I am saddened by where we are now. I am a huge believer in devolution. I felt that the North East of England was hugely let down by Tony Blair with his paltry offer for us in 2004 and I wasn’t in the least bit surprised to be soundly beaten back then. But I was also proud to play my part in the trade union campaigns for devolution across the UK with positive messages and with resources being made available to influence the decisions on the ground.

But where we are now reminds me of another campaign and that’s where I started. The miners’ strike in 1984 reshaped our nation. One of the key reasons for the outcome of the strike was the decision of some miners not to engage in the dispute because they thought that their futures were secure. I don’t think any Nottingham miner wanted to see pit closures in Durham, Scotland or Wales, but they did believe that they were secure so they adopted an “I’m sorry, but we’re alright Jack” attitude.

Isn’t that precisely what many well-meaning comrades in Scotland are saying today? Can any of them genuinely believe that if they leave the Union that it will be anything other than detrimental to their traditional comrades in England, Wales and Northern Ireland? Where’s the solidarity in that?

If there are any positives in this, it is that the case for a more socially just policy platform has been made completely. We in Labour need to grasp this opportunity with both hands regardless of the result in Scotland. Most people in the UK are confused by politicians and their policies. To an extent they don’t know what they want. But I am convinced that they know what they don’t want, and that is more of the same! They reject the austerity agenda and they can be convinced of the need to build a future built on fairness and freedom from despair and poverty. We know that the Tories and the Lib Dems are a busted flush but we can only take advantage of the feelings aroused by the debate in Scotland if we do as, God forbid, Tony Blair told us, and Be Bold.

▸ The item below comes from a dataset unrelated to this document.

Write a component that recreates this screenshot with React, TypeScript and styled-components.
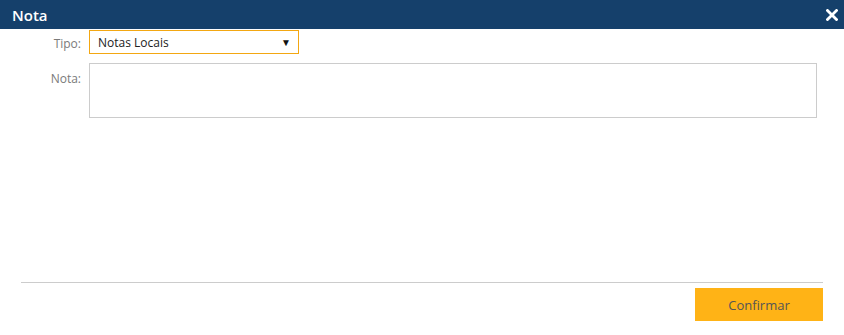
import styled, { createGlobalStyle } from "styled-components";

const GlobalStyle = createGlobalStyle`
  html, body {
    margin: 0;
    padding: 0;
    background: #ffffff;
    font-family: "Open Sans", "Noto Sans", sans-serif;
  }
`;

const Dialog = styled.div`
  width: 844px;
  height: 335px;
  display: flex;
  flex-direction: column;
  background: #ffffff;
`;

const Header = styled.div`
  height: 29px;
  background: #15406b;
  display: flex;
  align-items: center;
  justify-content: space-between;
  padding: 0 6px 0 12px;
  flex-shrink: 0;
`;

const Title = styled.div`
  color: #ffffff;
  font-size: 15px;
  font-weight: 600;
`;

const CloseButton = styled.button`
  background: none;
  border: none;
  padding: 0;
  width: 12px;
  height: 12px;
  display: flex;
  align-items: center;
  justify-content: center;
  cursor: pointer;
`;

const Body = styled.div`
  flex: 1;
  display: flex;
  flex-direction: column;
  gap: 9px;
  padding-top: 1px;
`;

const Row = styled.div`
  display: grid;
  grid-template-columns: 81px 1fr;
  column-gap: 8px;
  align-items: start;
`;

const Label = styled.label<{ offset: number }>`
  text-align: right;
  font-size: 12px;
  color: #7a7a7a;
  padding-top: ${(p) => p.offset}px;
`;

const Select = styled.div`
  width: 210px;
  height: 24px;
  box-sizing: border-box;
  border: 1px solid #f3a712;
  display: flex;
  align-items: center;
  justify-content: space-between;
  padding: 0 7px 0 8px;
  font-size: 12px;
  color: #222222;
`;

const Arrow = styled.span`
  font-size: 10px;
  color: #111111;
`;

const TextArea = styled.div`
  width: 728px;
  height: 55px;
  box-sizing: border-box;
  border: 1px solid #cccccc;
`;

const Footer = styled.div`
  margin: 0 21px 14px 21px;
  border-top: 1px solid #cccccc;
  padding-top: 5px;
  display: flex;
  justify-content: flex-end;
`;

const ConfirmButton = styled.button`
  width: 128px;
  height: 33px;
  background: #ffb316;
  border: none;
  color: #555555;
  font-family: "Open Sans", "Noto Sans", sans-serif;
  font-size: 13px;
  cursor: pointer;
`;

export default function App() {
  return (
    <>
      <GlobalStyle />
      <Dialog>
        <Header>
          <Title>Nota</Title>
          <CloseButton title="Fechar">
            <svg width="12" height="12" viewBox="0 0 12 12">
              <path
                d="M1.5 1.5 L10.5 10.5 M10.5 1.5 L1.5 10.5"
                stroke="#ffffff"
                strokeWidth="2.8"
                strokeLinecap="square"
              />
            </svg>
          </CloseButton>
        </Header>
        <Body>
          <Row>
            <Label offset={5}>Tipo:</Label>
            <Select>
              Notas Locais
              <Arrow>▼</Arrow>
            </Select>
          </Row>
          <Row>
            <Label offset={7}>Nota:</Label>
            <TextArea />
          </Row>
        </Body>
        <Footer>
          <ConfirmButton>Confirmar</ConfirmButton>
        </Footer>
      </Dialog>
    </>
  );
}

This week will see this nation change forever regardless of who wins. The challenge for us is how we respond and more of the same is a non-starter

Many comrades reading this may think, as sadly far too many in power thought, that this is nowt to do with me. Nothing is further from the truth. All of the places we live in will be changed by whatever the outcome is this week. I urge all of you to get involved. Go to a phone bank, come North over the border, ring your mates in Scotland and get them to vote No as the first step in changing the whole of the UK for the better.